The report failed to provide any examples of so-called disinformation but claimed, “the initiative filled a need by funding research to help understand disinformation.”
The request for increased funding comes at a time Canadians’ trust in federal institutions and mainstream media is at an all-time low.
According to recent study by the Public Health Agency of Canada (PHAC), less than a third of Canadians displayed “high trust” in the federal government, with “large media organizations” as well as celebrities getting even lower scores.
Large mainstream media outlets and “journalists” working for them scored a “high trust” rating of only 18 percent. This was followed by only 12 percent of people saying they trusted “ordinary people,” with celebrities garnering only an eight percent “trust” rating.
However, Canadians are at an increased risk of losing access to alternative media sources thanks to Trudeau’s internet censorship law, the Online News Act, passed by the Senate in June.
The Online News Act mandates that Big Tech companies pay to publish Canadians content on their platforms.

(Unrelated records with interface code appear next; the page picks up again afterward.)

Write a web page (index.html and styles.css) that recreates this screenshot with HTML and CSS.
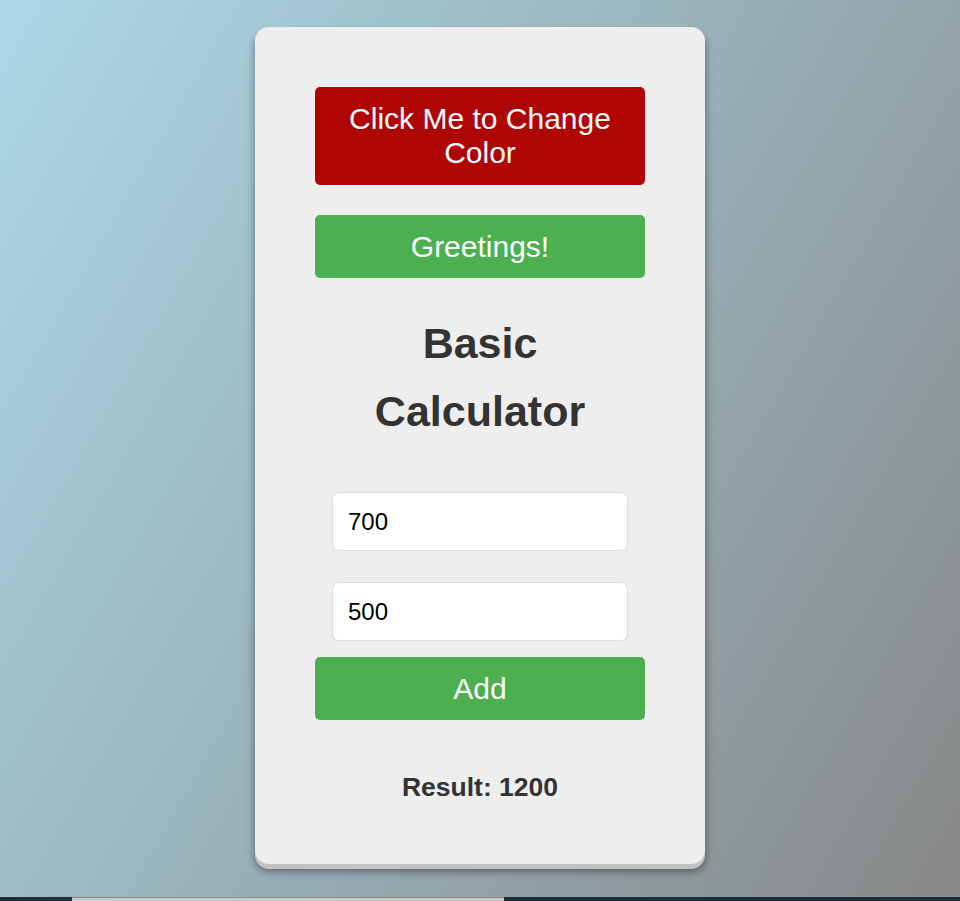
FILE: index.html
```html
<!DOCTYPE html>
<html lang="en">
<head>
<meta charset="utf-8">
<title>Basic Calculator</title>
<link rel="stylesheet" href="styles.css">
</head>
<body>
<main class="page">
  <section class="card">
    <button class="btn btn-red">Click Me to Change Color</button>
    <button class="btn btn-green btn-greet">Greetings!</button>
    <h1 class="title">Basic Calculator</h1>
    <input class="field" type="text" value="700">
    <input class="field field-second" type="text" value="500">
    <button class="btn btn-green btn-add">Add</button>
    <p class="result">Result: 1200</p>
  </section>
</main>
<div class="strip"><div class="strip-bar"></div></div>
</body>
</html>
```
FILE: styles.css
```css
html, body {
  margin: 0;
  padding: 0;
}
body {
  font-family: "Liberation Sans", Arial, sans-serif;
  background: linear-gradient(120deg, #add8e6 0%, #98b0b8 50%, #888888 100%);
  min-height: 901px;
  overflow: hidden;
}
.page {
  display: flex;
  justify-content: center;
  padding-top: 27px;
  height: 870px;
}
.card {
  box-sizing: border-box;
  width: 450px;
  height: 837px;
  background: #eeeeee;
  border-radius: 14px;
  padding: 60px 60px 0;
  display: flex;
  flex-direction: column;
  align-items: center;
  box-shadow: 0 5px 0 #c2c2c2, 0 7px 8px rgba(0, 0, 0, 0.45);
}
.btn {
  width: 330px;
  border: none;
  border-radius: 5px;
  color: #ffffff;
  font-family: "Liberation Sans", Arial, sans-serif;
  font-size: 30px;
  line-height: 34px;
  padding: 14.5px 10px;
  margin: 0;
}
.btn-red {
  background: #b00505;
  padding: 15px 10px;
}
.btn-green {
  background: #4caf50;
}
.btn-greet {
  margin-top: 30px;
}
.title {
  margin: 31px 0 47px;
  font-size: 43px;
  line-height: 68px;
  font-weight: bold;
  color: #333333;
  text-align: center;
}
.field {
  box-sizing: border-box;
  width: 296px;
  height: 59px;
  padding: 0 15px;
  border: 1px solid #dddddd;
  border-radius: 7px;
  background: #ffffff;
  font-family: "Liberation Sans", Arial, sans-serif;
  font-size: 24px;
  color: #000000;
  margin: 0;
}
.field-second {
  margin-top: 31px;
}
.btn-add {
  margin-top: 16px;
}
.result {
  margin: 52px 0 0;
  font-size: 26.5px;
  font-weight: bold;
  color: #333333;
}
.strip {
  height: 4px;
  background: #1d2f36;
  display: flex;
}
.strip-bar {
  margin-left: 72px;
  width: 432px;
  background: #c9c9c9;
  border-top: 1px solid #8a8a8a;
}
```
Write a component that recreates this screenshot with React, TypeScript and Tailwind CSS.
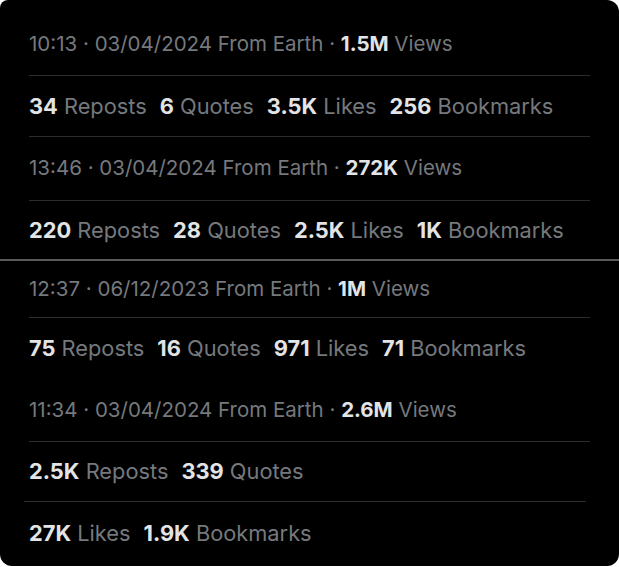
const font = { fontFamily: "Inter, 'Noto Sans', sans-serif" };

type Stat = [string, string];

function MetaRow({ time, date, views, h }: { time: string; date: string; views: string; h: string }) {
  return (
    <div className={`flex items-center px-[29px] text-[20.5px] text-[#75797d] ${h}`}>
      <span>
        {time} · {date} From Earth · <span className="font-bold text-[#e2e4e5]">{views}</span> Views
      </span>
    </div>
  );
}

function StatRow({ stats, h }: { stats: Stat[]; h: string }) {
  return (
    <div className={`flex items-center gap-[13px] px-[29px] text-[21.8px] text-[#75797d] ${h}`}>
      {stats.map(([n, label]) => (
        <span key={label}>
          <span className="font-bold text-[#e2e4e5]">{n}</span> {label}
        </span>
      ))}
    </div>
  );
}

function Divider() {
  return <div className="mx-[29px] h-px bg-[#2a2c2e]" />;
}

export default function App() {
  return (
    <div className="w-[619px] h-[567px] bg-white" style={font}>
      <div className="w-[619px] h-[566px] bg-black rounded-[12px] rounded-tl-[8px] overflow-hidden flex flex-col pt-[13px]">
        <MetaRow time="10:13" date="03/04/2024" views="1.5M" h="h-[62px]" />
        <Divider />
        <StatRow
          h="h-[60px]"
          stats={[
            ["34", "Reposts"],
            ["6", "Quotes"],
            ["3.5K", "Likes"],
            ["256", "Bookmarks"],
          ]}
        />
        <Divider />
        <MetaRow time="13:46" date="03/04/2024" views="272K" h="h-[63px]" />
        <Divider />
        <StatRow
          h="h-[58px]"
          stats={[
            ["220", "Reposts"],
            ["28", "Quotes"],
            ["2.5K", "Likes"],
            ["1K", "Bookmarks"],
          ]}
        />
        <div className="h-[2px] bg-[#5a5a5a]" />
        <MetaRow time="12:37" date="06/12/2023" views="1M" h="h-[56px]" />
        <Divider />
        <StatRow
          h="h-[61px]"
          stats={[
            ["75", "Reposts"],
            ["16", "Quotes"],
            ["971", "Likes"],
            ["71", "Bookmarks"],
          ]}
        />
        <MetaRow time="11:34" date="03/04/2024" views="2.6M" h="h-[62px]" />
        <Divider />
        <StatRow
          h="h-[59px]"
          stats={[
            ["2.5K", "Reposts"],
            ["339", "Quotes"],
          ]}
        />
        <div className="ml-[24px] mr-[33px] h-px bg-[#2a2c2e]" />
        <StatRow
          h="h-[62px]"
          stats={[
            ["27K", "Likes"],
            ["1.9K", "Bookmarks"],
          ]}
        />
      </div>
    </div>
  );
}
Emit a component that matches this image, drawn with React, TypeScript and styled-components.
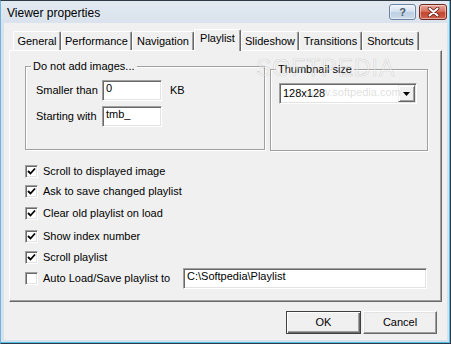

As a result, Meta, the parent company of Facebook and Instagram, has blocked all access to news content in Canada, while Google has promised to do the same rather than pay the fees laid out in the new legislation.
The Online News Act also gives the Canadian Radio-television and Telecommunications Commission (CRTC) the authority to regulate what Canadians listen to online.
Former Canadian Radio-television and Telecommunications Commission (CRTC) vice chair Peter Menzies recently warned that the CRTC’s new broadcasting regulations will end a “free and open internet.”
The law itself has been a point of major criticism for the prime minister and his Liberal government. In fact, a July 10 survey found that most Canadians are concerned they could lose access to news on social media as a result of the policy.
Last week, free speech advocate and entrepreneur Elon Musk criticized Trudeau for his ongoing censorship campaign, writing, “Trudeau is trying to crush free speech in Canada,” calling it “shameful.”